Green, Ancient, Classical
Text by G. Pugachenkova
Photos by Ya. Bosin, 1959
Cities, like people, have their destinies: unpredictable, convoluted, complex; sometimes kind, more often cruel. Take - for example - Tashkent. Roughly 2,000 years old, it was invaded by Arabs in the 8th century and the Mongols in the 13th; then came Tamerlane in the 14th, annexation by the Khokand khanate at the beginning of the 19th, and capture by the Russians in 1865. In November 1917 the Soviets took over. Then the occasional earthquake, of which the most recent one in 1966 left some 300,000 people homeless. Needless to say, the damage was made good.
But that's quite a history never-theless, and quite a challenge to the Soviet architects and town planners whose job it was to bring the city into the 20th century while yet preserving its garden-like feel. They also had to maintain a sense of continuity between the old and the new. Moreover, like any other state, the Soviet Union had its own ideological agenda, and - again, like any other state - co-opted architecture in its service.
They managed to retain most of the greenery, and Tashkent has preserved much of its silvan appeal. Rows of poplar, elm, plane trees or acacia line most of the city streets, be it Pushkin Street, a main artery dating back to Russian imperial times, or Navoi Street, now another broad thoroughfare but formerly - as Tash-Kuchi - little more than an alley too narrow for one bullock-cart to pass another. They are everywhere, these trees, offering shade and cool in even the meanest suburban backstreets and alleyways.
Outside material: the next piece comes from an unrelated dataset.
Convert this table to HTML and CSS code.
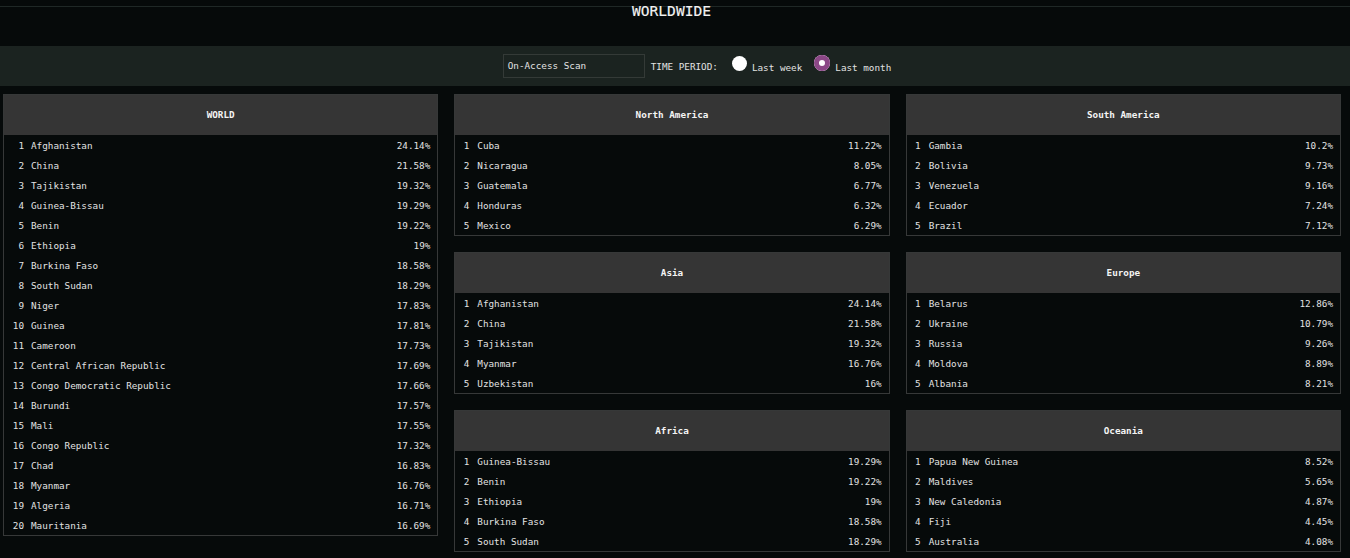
FILE: index.html
```html
<!DOCTYPE html>
<html lang="en">
<head>
  <meta charset="UTF-8" />
  <meta name="viewport" content="width=device-width, initial-scale=1.0" />
  <title>Worldwide</title>
  <link rel="stylesheet" href="styles.css">
</head>
<body>
  <header class="top">
    <div class="top-line">
      <h1 class="title">WORLDWIDE</h1>
    </div>
  </header>

  <div class="filters">
    <div class="scan-box">On-Access Scan</div>
    <span class="period-label">TIME PERIOD:</span>
    <label class="radio"><span class="dot"></span>Last week</label>
    <label class="radio"><span class="dot checked"></span>Last month</label>
  </div>

  <main class="board">
    <div class="column">
      <section class="card">
        <h3 class="card-title">WORLD</h3>
        <ol class="rank-list wide">
          <li><span class="num">1</span><span class="name">Afghanistan</span><span class="pct">24.14%</span></li>
          <li><span class="num">2</span><span class="name">China</span><span class="pct">21.58%</span></li>
          <li><span class="num">3</span><span class="name">Tajikistan</span><span class="pct">19.32%</span></li>
          <li><span class="num">4</span><span class="name">Guinea-Bissau</span><span class="pct">19.29%</span></li>
          <li><span class="num">5</span><span class="name">Benin</span><span class="pct">19.22%</span></li>
          <li><span class="num">6</span><span class="name">Ethiopia</span><span class="pct">19%</span></li>
          <li><span class="num">7</span><span class="name">Burkina Faso</span><span class="pct">18.58%</span></li>
          <li><span class="num">8</span><span class="name">South Sudan</span><span class="pct">18.29%</span></li>
          <li><span class="num">9</span><span class="name">Niger</span><span class="pct">17.83%</span></li>
          <li><span class="num">10</span><span class="name">Guinea</span><span class="pct">17.81%</span></li>
          <li><span class="num">11</span><span class="name">Cameroon</span><span class="pct">17.73%</span></li>
          <li><span class="num">12</span><span class="name">Central African Republic</span><span class="pct">17.69%</span></li>
          <li><span class="num">13</span><span class="name">Congo Democratic Republic</span><span class="pct">17.66%</span></li>
          <li><span class="num">14</span><span class="name">Burundi</span><span class="pct">17.57%</span></li>
          <li><span class="num">15</span><span class="name">Mali</span><span class="pct">17.55%</span></li>
          <li><span class="num">16</span><span class="name">Congo Republic</span><span class="pct">17.32%</span></li>
          <li><span class="num">17</span><span class="name">Chad</span><span class="pct">16.83%</span></li>
          <li><span class="num">18</span><span class="name">Myanmar</span><span class="pct">16.76%</span></li>
          <li><span class="num">19</span><span class="name">Algeria</span><span class="pct">16.71%</span></li>
          <li><span class="num">20</span><span class="name">Mauritania</span><span class="pct">16.69%</span></li>
        </ol>
      </section>
    </div>

    <div class="column">
      <section class="card">
        <h3 class="card-title">North America</h3>
        <ol class="rank-list">
          <li><span class="num">1</span><span class="name">Cuba</span><span class="pct">11.22%</span></li>
          <li><span class="num">2</span><span class="name">Nicaragua</span><span class="pct">8.05%</span></li>
          <li><span class="num">3</span><span class="name">Guatemala</span><span class="pct">6.77%</span></li>
          <li><span class="num">4</span><span class="name">Honduras</span><span class="pct">6.32%</span></li>
          <li><span class="num">5</span><span class="name">Mexico</span><span class="pct">6.29%</span></li>
        </ol>
      </section>
      <section class="card">
        <h3 class="card-title">Asia</h3>
        <ol class="rank-list">
          <li><span class="num">1</span><span class="name">Afghanistan</span><span class="pct">24.14%</span></li>
          <li><span class="num">2</span><span class="name">China</span><span class="pct">21.58%</span></li>
          <li><span class="num">3</span><span class="name">Tajikistan</span><span class="pct">19.32%</span></li>
          <li><span class="num">4</span><span class="name">Myanmar</span><span class="pct">16.76%</span></li>
          <li><span class="num">5</span><span class="name">Uzbekistan</span><span class="pct">16%</span></li>
        </ol>
      </section>
      <section class="card">
        <h3 class="card-title">Africa</h3>
        <ol class="rank-list">
          <li><span class="num">1</span><span class="name">Guinea-Bissau</span><span class="pct">19.29%</span></li>
          <li><span class="num">2</span><span class="name">Benin</span><span class="pct">19.22%</span></li>
          <li><span class="num">3</span><span class="name">Ethiopia</span><span class="pct">19%</span></li>
          <li><span class="num">4</span><span class="name">Burkina Faso</span><span class="pct">18.58%</span></li>
          <li><span class="num">5</span><span class="name">South Sudan</span><span class="pct">18.29%</span></li>
        </ol>
      </section>
    </div>

    <div class="column">
      <section class="card">
        <h3 class="card-title">South America</h3>
        <ol class="rank-list">
          <li><span class="num">1</span><span class="name">Gambia</span><span class="pct">10.2%</span></li>
          <li><span class="num">2</span><span class="name">Bolivia</span><span class="pct">9.73%</span></li>
          <li><span class="num">3</span><span class="name">Venezuela</span><span class="pct">9.16%</span></li>
          <li><span class="num">4</span><span class="name">Ecuador</span><span class="pct">7.24%</span></li>
          <li><span class="num">5</span><span class="name">Brazil</span><span class="pct">7.12%</span></li>
        </ol>
      </section>
      <section class="card">
        <h3 class="card-title">Europe</h3>
        <ol class="rank-list">
          <li><span class="num">1</span><span class="name">Belarus</span><span class="pct">12.86%</span></li>
          <li><span class="num">2</span><span class="name">Ukraine</span><span class="pct">10.79%</span></li>
          <li><span class="num">3</span><span class="name">Russia</span><span class="pct">9.26%</span></li>
          <li><span class="num">4</span><span class="name">Moldova</span><span class="pct">8.89%</span></li>
          <li><span class="num">5</span><span class="name">Albania</span><span class="pct">8.21%</span></li>
        </ol>
      </section>
      <section class="card">
        <h3 class="card-title">Oceania</h3>
        <ol class="rank-list">
          <li><span class="num">1</span><span class="name">Papua New Guinea</span><span class="pct">8.52%</span></li>
          <li><span class="num">2</span><span class="name">Maldives</span><span class="pct">5.65%</span></li>
          <li><span class="num">3</span><span class="name">New Caledonia</span><span class="pct">4.87%</span></li>
          <li><span class="num">4</span><span class="name">Fiji</span><span class="pct">4.45%</span></li>
          <li><span class="num">5</span><span class="name">Australia</span><span class="pct">4.08%</span></li>
        </ol>
      </section>
    </div>
  </main>
</body>
</html>
```

FILE: styles.css
```css
/* Base */
body {
  margin: 0;
  background-color: #060a0a;
  color: #e2e2e2;
  font-family: "DejaVu Sans Mono", "Liberation Mono", monospace;
  font-size: 9.3px;
}

/* Header */
.top {
  height: 46px;
  padding-top: 6px;
  box-sizing: border-box;
}

.top-line {
  border-top: 1px solid #1f2826;
  height: 39px;
  text-align: center;
}

.title {
  margin: -5px 0 0;
  padding-right: 7px;
  font-size: 14.6px;
  font-weight: normal;
  line-height: 17px;
  color: #f2f2f2;
  -webkit-text-stroke: 0.15px #f2f2f2;
}

/* Filters bar */
.filters {
  height: 40px;
  background-color: #1b2320;
  display: flex;
  align-items: center;
  justify-content: center;
  padding-left: 44px;
}

.scan-box {
  width: 142px;
  height: 24px;
  box-sizing: border-box;
  border: 1px solid #343a37;
  padding-left: 4px;
  line-height: 22px;
  margin-right: 6px;
}

.period-label {
  margin-right: 14px;
  line-height: 24px;
  padding-top: 2px;
}

.radio {
  display: flex;
  align-items: center;
  margin-right: 12px;
  padding-top: 2px;
}

.radio:last-child {
  margin-right: 0;
}

.dot {
  width: 15px;
  height: 15px;
  border-radius: 50%;
  background-color: #ffffff;
  margin-right: 5px;
  position: relative;
  top: -4px;
}

.dot.checked {
  width: 16px;
  height: 16px;
  background-color: #8b4786;
  box-shadow: inset 0 0 0 5px #8b4786, inset 0 0 0 8px #ffffff;
  margin-right: 5px;
}

/* Boards */
.board {
  display: grid;
  grid-template-columns: repeat(3, 1fr);
  column-gap: 16px;
  padding: 8px 9px 0 3px;
  align-items: start;
}

.column {
  display: flex;
  flex-direction: column;
  gap: 16px;
}

.card {
  border: 1px solid #363838;
  background-color: #060a0a;
}

.card-title {
  margin: 0;
  height: 40px;
  line-height: 40px;
  background-color: #353535;
  text-align: center;
  font-size: 9.3px;
  font-weight: bold;
  color: #f4f4f4;
}

.rank-list {
  list-style: none;
  margin: 0;
  padding: 0 7px 0 8px;
}

.rank-list li {
  display: flex;
  height: 20px;
  line-height: 22px;
}

.num {
  width: 6px;
  text-align: right;
  margin-right: 8px;
}

.wide .num {
  width: 12px;
  margin-right: 7px;
}

.name {
  flex: 1;
}

.pct {
  text-align: right;
}
```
The Soviet state brought industry, education and art. Huge enterprises were established here, mainly connected with cotton and agriculture. Although some canneries and construction materials plants were set up, the bulk of the new plant was devoted to the processing and production of cotton and textiles and agricultural equipment such as tractors. Education and science also flourished: there are now 16 universities in Tashkent, tens of colleges, and hundreds of schools of various types. In addition to the Republican Academy of Sciences, there are several prestigious research facilities. And art did well too: Tashkent is generously endowed with theatres, museums, and artists' and architects' ateliers.
These newer buildings had somehow to be accommodated in an ancient city characterised by imposing porticos, arcades and loggias, all of which were both visually impressive and functional, since they maximized shade, a precious commodity in the Tashkent heat. Soviet architects accordingly adopted local materials - most notably brick and stucco - and practices, such as the elaborate carving of wood, plaster and stone. Motifs, of course, diversified: to the traditional floral themes and the geometrical designs associated with Islam, both in their way quite elaborate, were added designs based on cotton and the cotton industry. You can see examples of this melding of old and new in Navoi Street, on Besh-Agach Square and on the banks of the River Anhar. Particularly fine examples include Rodina cinema, Tashkent Oblispolkom (for those of you not fully conversant with Soviet acrospeak, that means Regional Executive Political Committee), the airport, and the Navoi State Opera and Ballet Theatre, the latter magnificent inside and out.
There is plenty of more stridently Soviet material as well, much of it typically grandiose in scale, enclosing squares and parks; or lining major boulevards. Examples include Lenin Square, with a statue of the revolutionary leader in front of Government House; Teatralnaya Square, with its hotels, the Navoi Theatre, the headquarters of United Publishing, and a fountain gushing from what appears to be an oversized bale of cotton; and Komsomolskaya Square, a Tashkent analogue of Paris's l'Etoile with so many prominent streets converging there, and another elaborate fountain oriented towards Hamza Street.
Navoi Street and Amir Temur Square (formerly Revolution Square) probably epitomise Tashkent's blend of sylvan cool and striking architecture, Navoi Street with its classic (Soviet classic - for yes, such a thing exists) four-storey frontage, its ministries, and of course cinema; while Amir Temur Square, verdant to the point of lushness, boasts a statue to Navoi, a park and Lake Komsomolskoe, where pavilions, kiosks, bridges and trees in hazy silhouette and reflection in the lake, embellish the scene more than passably.
It's suffered a lot, Tashkent, like any ancient city, cruelty and kindness a little confused. But perhaps it's fared a little better than might have been expected.